▶ [WORK TO BE COMPLETED]
Retype each line of the material exactly, please, skipping any picture in it.

▶ [DATA]
** begin **

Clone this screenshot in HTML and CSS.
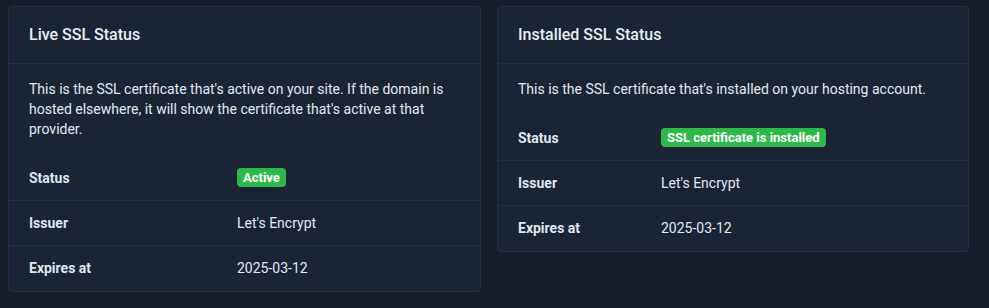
FILE: index.html
```html
<!DOCTYPE html>
<html lang="en">
<head>
  <meta charset="UTF-8" />
  <meta name="viewport" content="width=device-width, initial-scale=1.0"/>
  <title>SSL Status</title>
  <link rel="stylesheet" href="styles.css">
</head>
<body>
  <div class="cards">
    <div class="card card-live">
      <div class="card-header">
        <h2>Live SSL Status</h2>
      </div>
      <div class="card-body">
        <p>This is the SSL certificate that's active on your site. If the domain is hosted elsewhere, it will show the certificate that's active at that provider.</p>
      </div>
      <div class="info-list">
        <div class="info-row">
          <div class="info-label">Status</div>
          <div class="info-value"><span class="badge">Active</span></div>
        </div>
        <div class="info-row">
          <div class="info-label">Issuer</div>
          <div class="info-value">Let's Encrypt</div>
        </div>
        <div class="info-row">
          <div class="info-label">Expires at</div>
          <div class="info-value">2025-03-12</div>
        </div>
      </div>
    </div>

    <div class="card card-installed">
      <div class="card-header">
        <h2>Installed SSL Status</h2>
      </div>
      <div class="card-body">
        <p>This is the SSL certificate that's installed on your hosting account.</p>
      </div>
      <div class="info-list">
        <div class="info-row">
          <div class="info-label">Status</div>
          <div class="info-value"><span class="badge">SSL certificate is installed</span></div>
        </div>
        <div class="info-row">
          <div class="info-label">Issuer</div>
          <div class="info-value">Let's Encrypt</div>
        </div>
        <div class="info-row">
          <div class="info-label">Expires at</div>
          <div class="info-value">2025-03-12</div>
        </div>
      </div>
    </div>
  </div>
</body>
</html>
```

FILE: styles.css
```css
body {
  margin: 0;
  font-family: Roboto, 'Liberation Sans', sans-serif;
  background-color: #161e2a;
  color: #e2e8ef;
  font-size: 14px;
}
.cards {
  display: grid;
  grid-template-columns: 473px 472px;
  gap: 16px;
  align-items: start;
  padding: 6px 20px 0 8px;
}
.card {
  background: #1a2435;
  border: 1px solid #243043;
  border-radius: 4px;
}
.card-header {
  padding: 16px 20px;
  border-bottom: 1px solid #243043;
}
.card-header h2 {
  margin: 0;
  font-size: 16px;
  font-weight: 500;
  line-height: 24px;
  color: #e8edf2;
}
.card-body {
  padding: 15px 20px 17px;
}
.card-body p {
  margin: 0;
  line-height: 20px;
}
.info-list {
  padding-bottom: 1px;
}
.info-row {
  display: grid;
  padding: 12px 20px;
  line-height: 20px;
  border-bottom: 1px solid #243043;
}
.info-row:last-child {
  border-bottom: none;
}
.card-live .info-row {
  grid-template-columns: 208px 1fr;
}
.card-installed .info-row {
  grid-template-columns: 143px 1fr;
}
.info-label {
  font-weight: 700;
  color: #dfe6ee;
}
.badge {
  display: inline-block;
  background: #2db84b;
  color: #fff;
  font-size: 13px;
  font-weight: 700;
  line-height: 13px;
  padding: 3px 6px;
  border-radius: 4px;
  vertical-align: 1px;
}
```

** end **

▶ [EXERCISE RESULT]
Clone this screenshot in HTML and CSS.
FILE: index.html
```html
<!DOCTYPE html>
<html lang="en">
<head>
  <meta charset="UTF-8" />
  <meta name="viewport" content="width=device-width, initial-scale=1.0"/>
  <title>SSL Status</title>
  <link rel="stylesheet" href="styles.css">
</head>
<body>
  <div class="cards">
    <div class="card card-live">
      <div class="card-header">
        <h2>Live SSL Status</h2>
      </div>
      <div class="card-body">
        <p>This is the SSL certificate that's active on your site. If the domain is hosted elsewhere, it will show the certificate that's active at that provider.</p>
      </div>
      <div class="info-list">
        <div class="info-row">
          <div class="info-label">Status</div>
          <div class="info-value"><span class="badge">Active</span></div>
        </div>
        <div class="info-row">
          <div class="info-label">Issuer</div>
          <div class="info-value">Let's Encrypt</div>
        </div>
        <div class="info-row">
          <div class="info-label">Expires at</div>
          <div class="info-value">2025-03-12</div>
        </div>
      </div>
    </div>

    <div class="card card-installed">
      <div class="card-header">
        <h2>Installed SSL Status</h2>
      </div>
      <div class="card-body">
        <p>This is the SSL certificate that's installed on your hosting account.</p>
      </div>
      <div class="info-list">
        <div class="info-row">
          <div class="info-label">Status</div>
          <div class="info-value"><span class="badge">SSL certificate is installed</span></div>
        </div>
        <div class="info-row">
          <div class="info-label">Issuer</div>
          <div class="info-value">Let's Encrypt</div>
        </div>
        <div class="info-row">
          <div class="info-label">Expires at</div>
          <div class="info-value">2025-03-12</div>
        </div>
      </div>
    </div>
  </div>
</body>
</html>
```

FILE: styles.css
```css
body {
  margin: 0;
  font-family: Roboto, 'Liberation Sans', sans-serif;
  background-color: #161e2a;
  color: #e2e8ef;
  font-size: 14px;
}
.cards {
  display: grid;
  grid-template-columns: 473px 472px;
  gap: 16px;
  align-items: start;
  padding: 6px 20px 0 8px;
}
.card {
  background: #1a2435;
  border: 1px solid #243043;
  border-radius: 4px;
}
.card-header {
  padding: 16px 20px;
  border-bottom: 1px solid #243043;
}
.card-header h2 {
  margin: 0;
  font-size: 16px;
  font-weight: 500;
  line-height: 24px;
  color: #e8edf2;
}
.card-body {
  padding: 15px 20px 17px;
}
.card-body p {
  margin: 0;
  line-height: 20px;
}
.info-list {
  padding-bottom: 1px;
}
.info-row {
  display: grid;
  padding: 12px 20px;
  line-height: 20px;
  border-bottom: 1px solid #243043;
}
.info-row:last-child {
  border-bottom: none;
}
.card-live .info-row {
  grid-template-columns: 208px 1fr;
}
.card-installed .info-row {
  grid-template-columns: 143px 1fr;
}
.info-label {
  font-weight: 700;
  color: #dfe6ee;
}
.badge {
  display: inline-block;
  background: #2db84b;
  color: #fff;
  font-size: 13px;
  font-weight: 700;
  line-height: 13px;
  padding: 3px 6px;
  border-radius: 4px;
  vertical-align: 1px;
}
```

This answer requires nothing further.